Recommendations on making emergency shelters more accessible:

  • Some cots should be available that are high enough for mobility impaired people to use comfortably and safely.

  • Be prepared to provide extra food and water to disabled people with service guide animals.

  • In neighborhoods where familiar landmarks are altered or missing due to an earthquake, some visually impaired people may need personal assistance to travel about.

  • Some people are non-vocal but still capable of thinking and making their needs known. Shelter staff need to be aware, patient and creative.

  • Avoid using outdoor areas that are muddy, sandy, or covered by thick grass.

  • Shelter personnel should know how to use the California Relay Service to make and receive phone calls with hearing and speech impaired individuals.

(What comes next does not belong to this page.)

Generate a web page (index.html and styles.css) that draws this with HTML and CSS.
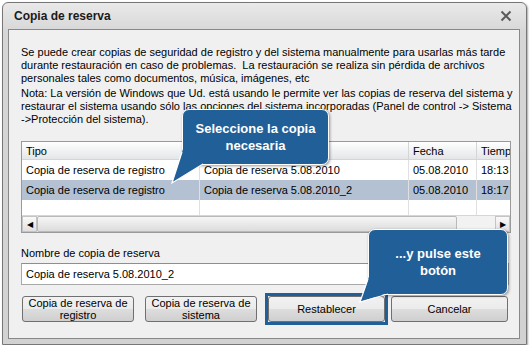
FILE: index.html
```html
<!DOCTYPE html>
<html lang="es">
<head>
    <meta charset="UTF-8">
    <title>Copia de reserva</title>
    <link rel="stylesheet" href="styles.css">
</head>
<body>
    <div class="window">
        <div class="titlebar">
            <span class="title">Copia de reserva</span>
            <svg class="close" width="12" height="12" viewBox="0 0 12 12">
                <path d="M1.5 1.5 L10.5 10.5 M10.5 1.5 L1.5 10.5" stroke="#5a5a5a" stroke-width="2" fill="none"/>
            </svg>
        </div>
        <div class="panel">
            <p class="intro">Se puede crear copias de seguridad de registro y del sistema manualmente para usarlas más tarde durante restauración en caso de problemas.&nbsp; La restauración se realiza sin pérdida de archivos personales tales como documentos, música, imágenes, etc</p>
            <p class="intro note">Nota: La versión de Windows que Ud. está usando le permite ver las copias de reserva del sistema y restaurar el sistema usando sólo las opciones del sistema incorporadas (Panel de control -&gt; Sistema -&gt;Protección del sistema).</p>

            <div class="list">
                <div class="row head">
                    <div class="cell c1">Tipo</div>
                    <div class="cell c2"></div>
                    <div class="cell c3">Fecha</div>
                    <div class="cell c4">Tiempo</div>
                </div>
                <div class="row">
                    <div class="cell c1">Copia de reserva de registro</div>
                    <div class="cell c2">Copia de reserva 5.08.2010</div>
                    <div class="cell c3">05.08.2010</div>
                    <div class="cell c4">18:13</div>
                </div>
                <div class="row selected">
                    <div class="cell c1">Copia de reserva de registro</div>
                    <div class="cell c2">Copia de reserva 5.08.2010_2</div>
                    <div class="cell c3">05.08.2010</div>
                    <div class="cell c4">18:17</div>
                </div>
                <div class="row empty">
                    <div class="cell c1"></div>
                    <div class="cell c2"></div>
                    <div class="cell c3"></div>
                    <div class="cell c4"></div>
                </div>
                <div class="hscroll">
                    <div class="arrow">&#9664;</div>
                    <div class="thumb"></div>
                    <div class="track"></div>
                    <div class="arrow">&#9654;</div>
                </div>
            </div>

            <label class="field-label" for="backup-name">Nombre de copia de reserva</label>
            <input class="field" id="backup-name" type="text" value="Copia de reserva 5.08.2010_2">

            <div class="buttons">
                <button class="btn">Copia de reserva de registro</button>
                <button class="btn">Copia de reserva de sistema</button>
                <div class="highlight"><button class="btn">Restablecer</button></div>
                <button class="btn">Cancelar</button>
            </div>

            <!-- hint callouts -->
            <div class="callout callout-list">
                Seleccione la copia<br>necesaria
                <svg class="tail" width="40" height="46" viewBox="0 0 40 46">
                    <polygon points="12,6 0,43 36,21" fill="#215f98"/>
                    <polyline points="10,12 0,43 31,24" fill="none" stroke="#fff" stroke-width="1.2"/>
                </svg>
            </div>
            <div class="callout callout-button">
                ...y pulse este<br>botón
                <svg class="tail" width="40" height="36" viewBox="0 0 40 36">
                    <polygon points="12,4 2,32 36,21" fill="#215f98"/>
                    <polyline points="10,9 2,32 30,24" fill="none" stroke="#fff" stroke-width="1.2"/>
                </svg>
            </div>
        </div>
    </div>
</body>
</html>
```

FILE: styles.css
```css
body {
    margin: 0;
    background: #ffffff;
    font-family: "Liberation Sans", Arial, sans-serif;
    font-size: 11px;
    color: #000;
}
.window {
    position: relative;
    margin: 2px 0 0 2px;
    width: 525px;
    height: 343px;
    box-sizing: border-box;
    border: 1px solid #777;
    border-radius: 6px 6px 0 0;
    background: linear-gradient(#e9e9e9, #d6d6d6 30px, #d2d2d2);
    display: flex;
    flex-direction: column;
    padding: 0 6px 5px 5px;
    box-shadow: 1px 1px 2px rgba(0,0,0,0.35);
}
.titlebar {
    height: 26px;
    display: flex;
    align-items: center;
    justify-content: space-between;
    padding: 0 8px 0 6px;
}
.title {
    font-weight: bold;
    font-size: 12px;
    color: #1a1a1a;
}
.panel {
    position: relative;
    flex: 1;
    border: 1px solid #888;
    background: #f0f0f0;
    padding: 16px 3px 0 12px;
}
.intro {
    margin: 0;
    line-height: 13px;
}
.note {
    margin-top: 2px;
}
.list {
    margin-top: 15px;
    width: 488px;
    border: 1px solid #9a9a9a;
    background: #fff;
}
.row {
    display: flex;
    height: 20px;
}
.row.head {
    height: 17px;
    background: linear-gradient(#ffffff, #f1f2f3 50%, #e4e6e8);
    border-bottom: 1px solid #d5d5d5;
}
.row.empty {
    height: 15px;
}
.row.selected {
    background: #b4c1d2;
}
.cell {
    box-sizing: border-box;
    padding-left: 4px;
    border-right: 1px solid #e0e0e0;
    display: flex;
    align-items: center;
    white-space: nowrap;
    overflow: hidden;
}
.head .cell {
    border-right-color: #d5d5d5;
}
.c1 { width: 178px; }
.c2 { width: 209px; }
.c3 { width: 68px; }
.c4 { width: 33px; border-right: none; }
.hscroll {
    display: flex;
    height: 16px;
    background: #eaeaea;
    border-top: 1px solid #d6d6d6;
}
.arrow {
    width: 15px;
    font-size: 8px;
    display: flex;
    align-items: center;
    justify-content: center;
    color: #000;
    background: linear-gradient(#fafafa, #e0e0e0);
    border: 1px solid #c4c4c4;
    box-sizing: border-box;
}
.thumb {
    width: 420px;
    background: linear-gradient(#f6f6f6, #dcdcdc);
    border: 1px solid #b9b9b9;
    border-radius: 2px;
    box-sizing: border-box;
}
.track {
    flex: 1;
    background: #f2f2f2;
}
.field-label {
    display: block;
    margin-top: 14px;
    line-height: 13px;
}
.field {
    display: block;
    margin-top: 3px;
    width: 488px;
    height: 22px;
    box-sizing: border-box;
    border: 1px solid #a8a8a8;
    border-top-color: #8e8e8e;
    padding: 0 4px;
    font: 11px "Liberation Sans", Arial, sans-serif;
    background: #fff;
}
.buttons {
    display: flex;
    align-items: center;
    margin-top: 8px;
}
.btn {
    height: 26px;
    box-sizing: border-box;
    border: 1px solid #707070;
    border-radius: 3px;
    background: linear-gradient(#f2f2f2, #ebebeb 48%, #dddddd 52%, #cfcfcf);
    font: 11px "Liberation Sans", Arial, sans-serif;
    line-height: 12px;
    color: #000;
    padding: 0 4px;
}
.buttons > .btn:nth-child(1) { width: 112px; margin-left: 1px; }
.buttons > .btn:nth-child(2) { width: 112px; margin-left: 11px; }
.highlight {
    margin-left: 8px;
    border: 3px solid #205f98;
    display: flex;
}
.highlight .btn {
    width: 117px;
}
.buttons > .btn:nth-child(4) { width: 117px; margin-left: 3px; }
.callout {
    position: absolute;
    background: #215f98;
    color: #fff;
    font-weight: bold;
    font-size: 13px;
    line-height: 17px;
    text-align: center;
    border: 1px solid #ffffff;
    border-radius: 7px;
    box-shadow: 1px 1px 3px rgba(0,0,0,0.4);
    display: flex;
    align-items: center;
    justify-content: center;
}
.tail {
    position: absolute;
    overflow: visible;
}
.callout-list {
    left: 173px;
    top: 79px;
    width: 145px;
    height: 54px;
}
.callout-list .tail {
    left: -11px;
    top: 30px;
}
.callout-button {
    left: 359px;
    top: 199px;
    width: 138px;
    height: 64px;
}
.callout-button .tail {
    left: -11px;
    top: 40px;
}
```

  • Permit people with mobility impairments the option of going to the head of long lines.

  • Train staff to realize that some people have the physical ability to ride buses, but do not have the cognitive ability to learn new routes established because of a disaster.

  • Train staff to know how to contact disability agencies, such as sign interpreter agencies and agencies that help families with at-risk infants with disabilities.

  • Train staff to realize that some service animals may temporarily not be able to provide their owners with service as fully effective as before the disaster.

  • Train staff about the difference between the medical model and the independence model of disability. Train staff not to see a disabled person as only a person needing medical services.

  • Shelters should have telephone books for the local area.

  • Shelters should have information about transportation resources and disability service agencies.

  • Disabled people and out-of-area emergency volunteers should not have to vie for hotel accommodations.

  • Portable telephones should be ordered that have volume controls.

  • Public phone stations need power sockets nearby to supply power to portable TDDs used by deaf, hearing impaired, and speech impaired people.

  • Train staff to know that even normal amounts of background noise may prevent a person with a hearing impairment from understanding spoken directions and instructions.

  • Train staff to know that some disabilities may give a person the appearance of intoxication.

  • Train staff to know that some disabilities in certain circumstances leads to disruptive behaviors; and to how to respond appropriately when such behaviors occur.

  • In the early days after a disaster, locations of shelters need to be well publicized so that family and friends can search more effectively for disabled people and vice versa.

  • Stock writing tablets and pencils for hearing impaired people to use.

  • At the accessible entrance to a shelter, have signage providing information about features of the shelter that are less than fully accessible.

  • Insure that the shelter's address is clearly visible from the nearby street.

  • The approach to outdoor toilets is free of stones, rubble, steps, tree roots, mud, and loose sand.

  • Stock simple tools and patch kits for repairing flat tires on wheelchairs.

  • Establish contact with local agencies that supply personal care attendants for people with disabilities.

  • Train staff to realize the large number of hard of hearing people and their needs.

  • All shelters need information boards with notices about announcements that disabled people may not hear or where not present when the announcements were made.